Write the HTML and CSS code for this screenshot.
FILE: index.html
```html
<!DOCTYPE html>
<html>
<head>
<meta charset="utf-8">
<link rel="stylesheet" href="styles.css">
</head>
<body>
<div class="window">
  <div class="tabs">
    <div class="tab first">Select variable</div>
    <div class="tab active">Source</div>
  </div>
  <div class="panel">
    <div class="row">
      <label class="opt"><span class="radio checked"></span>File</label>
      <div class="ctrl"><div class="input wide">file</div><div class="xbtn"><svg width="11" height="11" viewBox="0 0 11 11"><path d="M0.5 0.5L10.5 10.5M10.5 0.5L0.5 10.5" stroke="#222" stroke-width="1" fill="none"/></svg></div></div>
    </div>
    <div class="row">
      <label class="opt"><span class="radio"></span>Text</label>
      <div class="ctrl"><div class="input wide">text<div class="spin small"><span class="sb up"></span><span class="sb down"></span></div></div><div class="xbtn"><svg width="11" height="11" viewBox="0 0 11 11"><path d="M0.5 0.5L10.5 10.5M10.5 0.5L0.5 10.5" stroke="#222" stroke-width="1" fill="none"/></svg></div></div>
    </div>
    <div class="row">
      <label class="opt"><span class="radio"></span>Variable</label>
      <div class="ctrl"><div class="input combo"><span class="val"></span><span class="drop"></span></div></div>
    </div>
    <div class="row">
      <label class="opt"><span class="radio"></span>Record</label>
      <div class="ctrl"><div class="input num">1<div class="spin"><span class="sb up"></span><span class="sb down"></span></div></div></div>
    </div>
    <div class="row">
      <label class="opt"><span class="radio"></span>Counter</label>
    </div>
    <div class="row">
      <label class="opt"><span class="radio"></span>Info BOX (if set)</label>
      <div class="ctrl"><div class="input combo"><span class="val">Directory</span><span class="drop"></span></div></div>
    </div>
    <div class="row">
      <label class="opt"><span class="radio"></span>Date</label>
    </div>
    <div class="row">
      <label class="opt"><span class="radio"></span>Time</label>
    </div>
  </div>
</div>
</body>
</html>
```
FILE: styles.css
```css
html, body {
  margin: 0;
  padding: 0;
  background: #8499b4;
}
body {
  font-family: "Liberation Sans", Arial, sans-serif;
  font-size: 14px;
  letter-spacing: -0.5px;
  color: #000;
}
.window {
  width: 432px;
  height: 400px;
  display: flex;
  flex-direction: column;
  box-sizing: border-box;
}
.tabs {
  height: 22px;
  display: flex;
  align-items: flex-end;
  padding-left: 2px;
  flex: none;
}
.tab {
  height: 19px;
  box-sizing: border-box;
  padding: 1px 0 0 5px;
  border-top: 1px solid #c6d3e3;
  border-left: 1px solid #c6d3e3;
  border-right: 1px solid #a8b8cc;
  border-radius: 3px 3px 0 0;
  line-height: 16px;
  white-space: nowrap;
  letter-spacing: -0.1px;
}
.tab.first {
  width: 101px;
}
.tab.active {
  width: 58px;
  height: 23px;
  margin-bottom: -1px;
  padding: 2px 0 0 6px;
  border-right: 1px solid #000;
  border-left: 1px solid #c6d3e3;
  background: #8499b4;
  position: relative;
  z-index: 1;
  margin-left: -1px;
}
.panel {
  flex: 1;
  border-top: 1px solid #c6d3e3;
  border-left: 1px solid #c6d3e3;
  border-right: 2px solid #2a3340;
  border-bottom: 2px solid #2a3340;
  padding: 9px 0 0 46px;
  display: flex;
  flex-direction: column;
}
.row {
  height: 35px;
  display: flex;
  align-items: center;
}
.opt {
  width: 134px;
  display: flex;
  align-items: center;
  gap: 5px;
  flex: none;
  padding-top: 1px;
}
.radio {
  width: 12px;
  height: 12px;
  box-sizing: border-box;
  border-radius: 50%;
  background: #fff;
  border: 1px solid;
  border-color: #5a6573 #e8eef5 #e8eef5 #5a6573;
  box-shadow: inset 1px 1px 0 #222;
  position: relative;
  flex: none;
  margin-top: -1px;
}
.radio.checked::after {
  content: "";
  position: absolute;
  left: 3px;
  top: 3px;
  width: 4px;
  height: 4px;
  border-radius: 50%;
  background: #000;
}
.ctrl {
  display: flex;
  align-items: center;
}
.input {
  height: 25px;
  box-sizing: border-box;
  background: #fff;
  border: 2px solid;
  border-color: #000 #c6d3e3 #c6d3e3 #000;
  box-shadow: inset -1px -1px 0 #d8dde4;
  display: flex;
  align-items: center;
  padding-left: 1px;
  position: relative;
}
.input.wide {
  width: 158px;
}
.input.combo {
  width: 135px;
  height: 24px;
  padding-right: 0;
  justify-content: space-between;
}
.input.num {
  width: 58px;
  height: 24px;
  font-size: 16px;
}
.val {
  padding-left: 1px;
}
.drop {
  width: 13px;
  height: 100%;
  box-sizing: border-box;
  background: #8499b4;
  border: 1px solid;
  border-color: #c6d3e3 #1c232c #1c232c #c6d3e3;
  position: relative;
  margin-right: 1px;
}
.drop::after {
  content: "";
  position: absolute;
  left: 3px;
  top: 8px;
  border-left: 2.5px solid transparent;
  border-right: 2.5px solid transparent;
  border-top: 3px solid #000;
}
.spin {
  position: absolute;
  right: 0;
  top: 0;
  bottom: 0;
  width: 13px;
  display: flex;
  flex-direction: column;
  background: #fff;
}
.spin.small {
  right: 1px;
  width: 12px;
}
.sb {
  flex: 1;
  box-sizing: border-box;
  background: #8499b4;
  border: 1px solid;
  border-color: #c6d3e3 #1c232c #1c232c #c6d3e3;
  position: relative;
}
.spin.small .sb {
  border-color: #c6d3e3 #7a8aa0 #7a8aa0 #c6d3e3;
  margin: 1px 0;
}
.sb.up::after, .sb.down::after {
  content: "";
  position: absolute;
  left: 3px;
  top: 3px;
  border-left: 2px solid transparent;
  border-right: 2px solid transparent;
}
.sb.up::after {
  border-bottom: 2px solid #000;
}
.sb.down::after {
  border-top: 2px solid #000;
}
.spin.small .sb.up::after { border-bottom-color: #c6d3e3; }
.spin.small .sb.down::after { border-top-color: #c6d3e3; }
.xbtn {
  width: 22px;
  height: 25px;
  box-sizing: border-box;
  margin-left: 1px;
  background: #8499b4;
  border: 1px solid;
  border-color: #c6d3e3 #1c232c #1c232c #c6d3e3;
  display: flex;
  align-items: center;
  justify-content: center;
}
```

──────────────────────────────

Exercise details: Retype the listing exactly, in full.

Expected answer:
Write the HTML and CSS code for this screenshot.
FILE: index.html
```html
<!DOCTYPE html>
<html>
<head>
<meta charset="utf-8">
<link rel="stylesheet" href="styles.css">
</head>
<body>
<div class="window">
  <div class="tabs">
    <div class="tab first">Select variable</div>
    <div class="tab active">Source</div>
  </div>
  <div class="panel">
    <div class="row">
      <label class="opt"><span class="radio checked"></span>File</label>
      <div class="ctrl"><div class="input wide">file</div><div class="xbtn"><svg width="11" height="11" viewBox="0 0 11 11"><path d="M0.5 0.5L10.5 10.5M10.5 0.5L0.5 10.5" stroke="#222" stroke-width="1" fill="none"/></svg></div></div>
    </div>
    <div class="row">
      <label class="opt"><span class="radio"></span>Text</label>
      <div class="ctrl"><div class="input wide">text<div class="spin small"><span class="sb up"></span><span class="sb down"></span></div></div><div class="xbtn"><svg width="11" height="11" viewBox="0 0 11 11"><path d="M0.5 0.5L10.5 10.5M10.5 0.5L0.5 10.5" stroke="#222" stroke-width="1" fill="none"/></svg></div></div>
    </div>
    <div class="row">
      <label class="opt"><span class="radio"></span>Variable</label>
      <div class="ctrl"><div class="input combo"><span class="val"></span><span class="drop"></span></div></div>
    </div>
    <div class="row">
      <label class="opt"><span class="radio"></span>Record</label>
      <div class="ctrl"><div class="input num">1<div class="spin"><span class="sb up"></span><span class="sb down"></span></div></div></div>
    </div>
    <div class="row">
      <label class="opt"><span class="radio"></span>Counter</label>
    </div>
    <div class="row">
      <label class="opt"><span class="radio"></span>Info BOX (if set)</label>
      <div class="ctrl"><div class="input combo"><span class="val">Directory</span><span class="drop"></span></div></div>
    </div>
    <div class="row">
      <label class="opt"><span class="radio"></span>Date</label>
    </div>
    <div class="row">
      <label class="opt"><span class="radio"></span>Time</label>
    </div>
  </div>
</div>
</body>
</html>
```
FILE: styles.css
```css
html, body {
  margin: 0;
  padding: 0;
  background: #8499b4;
}
body {
  font-family: "Liberation Sans", Arial, sans-serif;
  font-size: 14px;
  letter-spacing: -0.5px;
  color: #000;
}
.window {
  width: 432px;
  height: 400px;
  display: flex;
  flex-direction: column;
  box-sizing: border-box;
}
.tabs {
  height: 22px;
  display: flex;
  align-items: flex-end;
  padding-left: 2px;
  flex: none;
}
.tab {
  height: 19px;
  box-sizing: border-box;
  padding: 1px 0 0 5px;
  border-top: 1px solid #c6d3e3;
  border-left: 1px solid #c6d3e3;
  border-right: 1px solid #a8b8cc;
  border-radius: 3px 3px 0 0;
  line-height: 16px;
  white-space: nowrap;
  letter-spacing: -0.1px;
}
.tab.first {
  width: 101px;
}
.tab.active {
  width: 58px;
  height: 23px;
  margin-bottom: -1px;
  padding: 2px 0 0 6px;
  border-right: 1px solid #000;
  border-left: 1px solid #c6d3e3;
  background: #8499b4;
  position: relative;
  z-index: 1;
  margin-left: -1px;
}
.panel {
  flex: 1;
  border-top: 1px solid #c6d3e3;
  border-left: 1px solid #c6d3e3;
  border-right: 2px solid #2a3340;
  border-bottom: 2px solid #2a3340;
  padding: 9px 0 0 46px;
  display: flex;
  flex-direction: column;
}
.row {
  height: 35px;
  display: flex;
  align-items: center;
}
.opt {
  width: 134px;
  display: flex;
  align-items: center;
  gap: 5px;
  flex: none;
  padding-top: 1px;
}
.radio {
  width: 12px;
  height: 12px;
  box-sizing: border-box;
  border-radius: 50%;
  background: #fff;
  border: 1px solid;
  border-color: #5a6573 #e8eef5 #e8eef5 #5a6573;
  box-shadow: inset 1px 1px 0 #222;
  position: relative;
  flex: none;
  margin-top: -1px;
}
.radio.checked::after {
  content: "";
  position: absolute;
  left: 3px;
  top: 3px;
  width: 4px;
  height: 4px;
  border-radius: 50%;
  background: #000;
}
.ctrl {
  display: flex;
  align-items: center;
}
.input {
  height: 25px;
  box-sizing: border-box;
  background: #fff;
  border: 2px solid;
  border-color: #000 #c6d3e3 #c6d3e3 #000;
  box-shadow: inset -1px -1px 0 #d8dde4;
  display: flex;
  align-items: center;
  padding-left: 1px;
  position: relative;
}
.input.wide {
  width: 158px;
}
.input.combo {
  width: 135px;
  height: 24px;
  padding-right: 0;
  justify-content: space-between;
}
.input.num {
  width: 58px;
  height: 24px;
  font-size: 16px;
}
.val {
  padding-left: 1px;
}
.drop {
  width: 13px;
  height: 100%;
  box-sizing: border-box;
  background: #8499b4;
  border: 1px solid;
  border-color: #c6d3e3 #1c232c #1c232c #c6d3e3;
  position: relative;
  margin-right: 1px;
}
.drop::after {
  content: "";
  position: absolute;
  left: 3px;
  top: 8px;
  border-left: 2.5px solid transparent;
  border-right: 2.5px solid transparent;
  border-top: 3px solid #000;
}
.spin {
  position: absolute;
  right: 0;
  top: 0;
  bottom: 0;
  width: 13px;
  display: flex;
  flex-direction: column;
  background: #fff;
}
.spin.small {
  right: 1px;
  width: 12px;
}
.sb {
  flex: 1;
  box-sizing: border-box;
  background: #8499b4;
  border: 1px solid;
  border-color: #c6d3e3 #1c232c #1c232c #c6d3e3;
  position: relative;
}
.spin.small .sb {
  border-color: #c6d3e3 #7a8aa0 #7a8aa0 #c6d3e3;
  margin: 1px 0;
}
.sb.up::after, .sb.down::after {
  content: "";
  position: absolute;
  left: 3px;
  top: 3px;
  border-left: 2px solid transparent;
  border-right: 2px solid transparent;
}
.sb.up::after {
  border-bottom: 2px solid #000;
}
.sb.down::after {
  border-top: 2px solid #000;
}
.spin.small .sb.up::after { border-bottom-color: #c6d3e3; }
.spin.small .sb.down::after { border-top-color: #c6d3e3; }
.xbtn {
  width: 22px;
  height: 25px;
  box-sizing: border-box;
  margin-left: 1px;
  background: #8499b4;
  border: 1px solid;
  border-color: #c6d3e3 #1c232c #1c232c #c6d3e3;
  display: flex;
  align-items: center;
  justify-content: center;
}
```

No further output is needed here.